Before the end of the week, she had an offer to be an online marketing and community coordinator for HubPages, a compilation of blogs from across the country. She canceled her other interviews and signed a contract.
"I just wanted to find something," Smith said. "I had no intention of finding something so soon."
Haley, the 2010 Marymount graduate, landed a job with a political fundraising and financing firm in the District after applying "for anything and everything" and tapping all of her connections, including the parents of children she once babysat. She had worried about being stuck in her retail job.
At her graduation party, no one talked much about jobs and job searches. Of the six grads at the party, only three had definite plans.
"Yeah, we're happy, but we're not going to make a big deal out of it," she said. "I was one of the lucky ones."

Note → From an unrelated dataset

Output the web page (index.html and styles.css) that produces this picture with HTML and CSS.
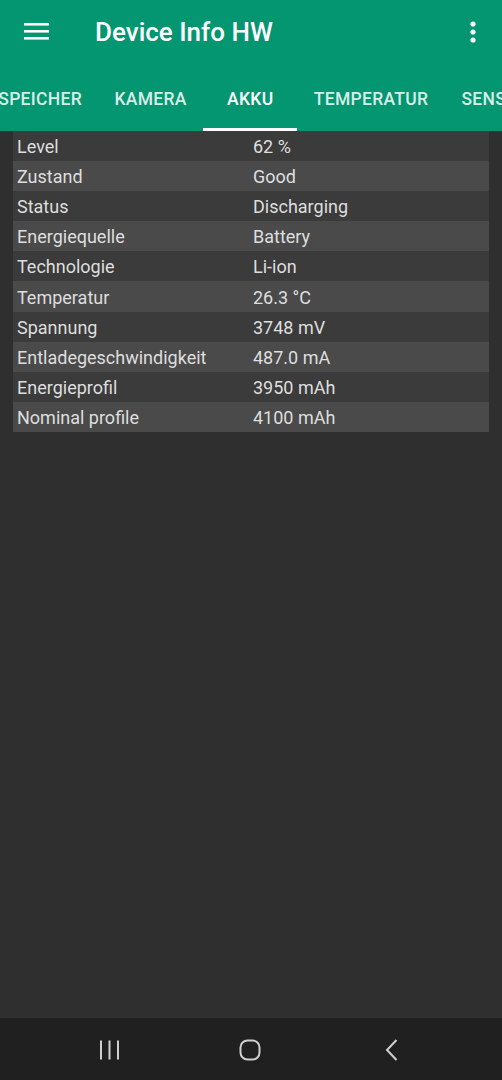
FILE: index.html
```html
<!DOCTYPE html>
<html lang="de">
<head>
<meta charset="utf-8">
<title>Device Info HW</title>
<link rel="stylesheet" href="styles.css">
</head>
<body>
<div class="screen">
  <header class="appbar">
    <div class="toolbar">
      <svg class="menu-icon" width="26" height="18" viewBox="0 0 26 18">
        <rect x="0" y="0" width="25" height="2.6" fill="#fff"/>
        <rect x="0" y="7" width="25" height="2.6" fill="#fff"/>
        <rect x="0" y="14" width="25" height="2.6" fill="#fff"/>
      </svg>
      <h1 class="title">Device Info HW</h1>
      <svg class="more-icon" width="6" height="22" viewBox="0 0 6 22">
        <circle cx="3" cy="3" r="2.6" fill="#fff"/>
        <circle cx="3" cy="11" r="2.6" fill="#fff"/>
        <circle cx="3" cy="19" r="2.6" fill="#fff"/>
      </svg>
    </div>
    <nav class="tabs">
      <div class="tab tab-first">SPEICHER</div>
      <div class="tab">KAMERA</div>
      <div class="tab tab-active">AKKU</div>
      <div class="tab">TEMPERATUR</div>
      <div class="tab">SENSOREN</div>
    </nav>
  </header>
  <main class="content">
    <div class="table">
      <div class="row"><span class="key">Level</span><span class="val">62 %</span></div>
      <div class="row"><span class="key">Zustand</span><span class="val">Good</span></div>
      <div class="row"><span class="key">Status</span><span class="val">Discharging</span></div>
      <div class="row"><span class="key">Energiequelle</span><span class="val">Battery</span></div>
      <div class="row"><span class="key">Technologie</span><span class="val">Li-ion</span></div>
      <div class="row"><span class="key">Temperatur</span><span class="val">26.3 °C</span></div>
      <div class="row"><span class="key">Spannung</span><span class="val">3748 mV</span></div>
      <div class="row"><span class="key">Entladegeschwindigkeit</span><span class="val">487.0 mA</span></div>
      <div class="row"><span class="key">Energieprofil</span><span class="val">3950 mAh</span></div>
      <div class="row"><span class="key">Nominal profile</span><span class="val">4100 mAh</span></div>
    </div>
  </main>
  <footer class="navbar">
    <svg width="22" height="20" viewBox="0 0 22 20" class="nav-recent">
      <rect x="1" y="0.5" width="2" height="19" fill="#cfcfcf"/>
      <rect x="9.5" y="0.5" width="2" height="19" fill="#cfcfcf"/>
      <rect x="18" y="0.5" width="2" height="19" fill="#cfcfcf"/>
    </svg>
    <svg width="22" height="22" viewBox="0 0 22 22" class="nav-home">
      <rect x="1.5" y="1.5" width="19" height="19" rx="7" ry="7" fill="none" stroke="#cfcfcf" stroke-width="2"/>
    </svg>
    <svg width="14" height="22" viewBox="0 0 14 22" class="nav-back">
      <polyline points="11.5,1 2,11 11.5,21" fill="none" stroke="#cfcfcf" stroke-width="2"/>
    </svg>
  </footer>
</div>
</body>
</html>
```

FILE: styles.css
```css
* { box-sizing: border-box; }
html, body {
  margin: 0;
  padding: 0;
  background: #2f2f2f;
}
body {
  font-family: Roboto, "Noto Sans", "Liberation Sans", sans-serif;
}
.screen {
  width: 502px;
  height: 1080px;
  display: flex;
  flex-direction: column;
  overflow: hidden;
}
.appbar {
  background: #039670;
  height: 131px;
  flex: 0 0 auto;
  display: flex;
  flex-direction: column;
}
.toolbar {
  height: 65px;
  display: flex;
  align-items: center;
  padding: 0 0 0 24px;
}
.menu-icon {
  display: block;
  margin-top: -1px;
}
.title {
  margin: 0 0 0 45px;
  font-size: 26px;
  font-weight: 500;
  color: #fff;
  flex: 1 1 auto;
  letter-spacing: 0;
  margin-top: -1px;
}
.more-icon {
  display: block;
  margin-right: 26px;
  margin-top: -1px;
}
.tabs {
  height: 66px;
  display: flex;
  align-items: stretch;
  white-space: nowrap;
  overflow: hidden;
}
.tab {
  flex: 0 0 auto;
  min-width: 94px;
  padding: 4px 16.5px 0;
  display: flex;
  align-items: center;
  justify-content: center;
  font-size: 17.5px;
  font-weight: 500;
  letter-spacing: 0.3px;
  color: rgba(255, 255, 255, 0.86);
  border-bottom: 3px solid transparent;
}
.tab-first {
  width: 98px;
  min-width: 98px;
  justify-content: flex-end;
  padding-right: 16px;
  padding-left: 0;
}
.tab-active {
  color: #fff;
  border-bottom-color: #fff;
}
.content {
  flex: 1 1 auto;
  background: #2f2f2f;
  padding: 0 13px;
}
.table {
  display: flex;
  flex-direction: column;
}
.row {
  height: 30.1px;
  display: flex;
  align-items: center;
  background: #3b3b3b;
  color: #dedede;
  font-size: 18px;
  padding: 1px 0 0 4px;
}
.row:nth-child(even) {
  background: #4a4a4a;
}
.key {
  width: 236px;
  flex: 0 0 auto;
}
.val {
  flex: 1 1 auto;
}
.navbar {
  height: 62px;
  flex: 0 0 auto;
  background: #202020;
  display: flex;
  align-items: center;
  padding-top: 1px;
}
.nav-recent {
  display: block;
  margin-left: 99px;
}
.nav-home {
  display: block;
  margin-left: 118px;
}
.nav-back {
  display: block;
  margin-left: 124px;
}
```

Right now, Kristin Parris is one of the unlucky ones. Parris was one of 20 honors students to graduate from Howard University's business school, in the District. Typically, those top graduates receive six or seven job offers each during their first semester of senior year.
Such calls during the past two years have become much rarer, and the director of the honors program said some recruiters who once called her looking for students to hire are now calling to see whether she has heard of job opportunities for themselves.
This year, the offers didn't come until second semester. The most offers anyone had was three -- and Parris didn't get a single one.
"I never in a million years thought I would graduate and not have a job. I never, ever thought I would," said Parris, 22, who searched for months for a human resources position. "I was too narrow in my job search. I think if I had opened myself up a little more, I might have a job. Probably not my dream job, but a job."
Soon after graduation, she signed up for a two-week seminar that teaches the basics of media sales and began to learn the trade from scratch. She completed that program this month and hopes the connections she made will land her a job.
"I could do sales," she said. "I never thought that I would. But I could do it."